» **SHORT PROBLEM**
Reproduce each of the lines word for word.

» **MATERIAL**
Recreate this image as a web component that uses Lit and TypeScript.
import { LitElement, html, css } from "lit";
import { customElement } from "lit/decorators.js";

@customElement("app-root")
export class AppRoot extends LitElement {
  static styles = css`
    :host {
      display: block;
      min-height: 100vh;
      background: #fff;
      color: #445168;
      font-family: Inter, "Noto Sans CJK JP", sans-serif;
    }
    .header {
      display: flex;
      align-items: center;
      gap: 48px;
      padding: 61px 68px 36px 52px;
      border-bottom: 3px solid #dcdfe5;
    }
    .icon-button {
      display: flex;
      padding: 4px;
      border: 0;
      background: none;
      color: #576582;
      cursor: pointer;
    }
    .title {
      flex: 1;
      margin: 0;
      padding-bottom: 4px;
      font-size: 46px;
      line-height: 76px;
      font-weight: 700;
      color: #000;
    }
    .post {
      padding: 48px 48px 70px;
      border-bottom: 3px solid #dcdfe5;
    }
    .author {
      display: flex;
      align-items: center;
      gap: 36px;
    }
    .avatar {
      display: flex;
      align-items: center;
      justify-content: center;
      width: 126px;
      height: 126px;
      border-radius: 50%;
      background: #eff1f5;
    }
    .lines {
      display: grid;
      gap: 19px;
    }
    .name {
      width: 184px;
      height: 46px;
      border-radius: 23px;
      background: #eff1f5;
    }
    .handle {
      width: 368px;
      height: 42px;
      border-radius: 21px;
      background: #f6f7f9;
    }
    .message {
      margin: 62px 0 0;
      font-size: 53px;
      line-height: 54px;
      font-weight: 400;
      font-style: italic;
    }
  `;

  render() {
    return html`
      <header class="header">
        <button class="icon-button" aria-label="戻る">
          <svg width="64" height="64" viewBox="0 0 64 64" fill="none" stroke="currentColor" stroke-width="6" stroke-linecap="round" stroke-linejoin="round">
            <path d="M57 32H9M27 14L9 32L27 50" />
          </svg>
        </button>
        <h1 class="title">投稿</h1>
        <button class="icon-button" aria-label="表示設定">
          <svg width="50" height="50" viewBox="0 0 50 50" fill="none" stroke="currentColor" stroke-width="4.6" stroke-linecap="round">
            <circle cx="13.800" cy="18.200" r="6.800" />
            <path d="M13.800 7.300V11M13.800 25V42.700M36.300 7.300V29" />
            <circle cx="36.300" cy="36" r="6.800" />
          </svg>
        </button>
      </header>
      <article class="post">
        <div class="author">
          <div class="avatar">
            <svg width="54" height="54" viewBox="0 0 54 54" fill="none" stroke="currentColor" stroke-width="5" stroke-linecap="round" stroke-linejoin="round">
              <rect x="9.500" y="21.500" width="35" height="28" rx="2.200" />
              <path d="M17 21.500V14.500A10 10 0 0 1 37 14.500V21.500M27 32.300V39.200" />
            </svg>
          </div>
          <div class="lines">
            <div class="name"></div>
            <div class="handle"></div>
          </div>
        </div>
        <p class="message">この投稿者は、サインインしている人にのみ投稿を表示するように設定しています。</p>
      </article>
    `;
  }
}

» **FINAL ANSWER**
Recreate this image as a web component that uses Lit and TypeScript.
import { LitElement, html, css } from "lit";
import { customElement } from "lit/decorators.js";

@customElement("app-root")
export class AppRoot extends LitElement {
  static styles = css`
    :host {
      display: block;
      min-height: 100vh;
      background: #fff;
      color: #445168;
      font-family: Inter, "Noto Sans CJK JP", sans-serif;
    }
    .header {
      display: flex;
      align-items: center;
      gap: 48px;
      padding: 61px 68px 36px 52px;
      border-bottom: 3px solid #dcdfe5;
    }
    .icon-button {
      display: flex;
      padding: 4px;
      border: 0;
      background: none;
      color: #576582;
      cursor: pointer;
    }
    .title {
      flex: 1;
      margin: 0;
      padding-bottom: 4px;
      font-size: 46px;
      line-height: 76px;
      font-weight: 700;
      color: #000;
    }
    .post {
      padding: 48px 48px 70px;
      border-bottom: 3px solid #dcdfe5;
    }
    .author {
      display: flex;
      align-items: center;
      gap: 36px;
    }
    .avatar {
      display: flex;
      align-items: center;
      justify-content: center;
      width: 126px;
      height: 126px;
      border-radius: 50%;
      background: #eff1f5;
    }
    .lines {
      display: grid;
      gap: 19px;
    }
    .name {
      width: 184px;
      height: 46px;
      border-radius: 23px;
      background: #eff1f5;
    }
    .handle {
      width: 368px;
      height: 42px;
      border-radius: 21px;
      background: #f6f7f9;
    }
    .message {
      margin: 62px 0 0;
      font-size: 53px;
      line-height: 54px;
      font-weight: 400;
      font-style: italic;
    }
  `;

  render() {
    return html`
      <header class="header">
        <button class="icon-button" aria-label="戻る">
          <svg width="64" height="64" viewBox="0 0 64 64" fill="none" stroke="currentColor" stroke-width="6" stroke-linecap="round" stroke-linejoin="round">
            <path d="M57 32H9M27 14L9 32L27 50" />
          </svg>
        </button>
        <h1 class="title">投稿</h1>
        <button class="icon-button" aria-label="表示設定">
          <svg width="50" height="50" viewBox="0 0 50 50" fill="none" stroke="currentColor" stroke-width="4.6" stroke-linecap="round">
            <circle cx="13.800" cy="18.200" r="6.800" />
            <path d="M13.800 7.300V11M13.800 25V42.700M36.300 7.300V29" />
            <circle cx="36.300" cy="36" r="6.800" />
          </svg>
        </button>
      </header>
      <article class="post">
        <div class="author">
          <div class="avatar">
            <svg width="54" height="54" viewBox="0 0 54 54" fill="none" stroke="currentColor" stroke-width="5" stroke-linecap="round" stroke-linejoin="round">
              <rect x="9.500" y="21.500" width="35" height="28" rx="2.200" />
              <path d="M17 21.500V14.500A10 10 0 0 1 37 14.500V21.500M27 32.300V39.200" />
            </svg>
          </div>
          <div class="lines">
            <div class="name"></div>
            <div class="handle"></div>
          </div>
        </div>
        <p class="message">この投稿者は、サインインしている人にのみ投稿を表示するように設定しています。</p>
      </article>
    `;
  }
}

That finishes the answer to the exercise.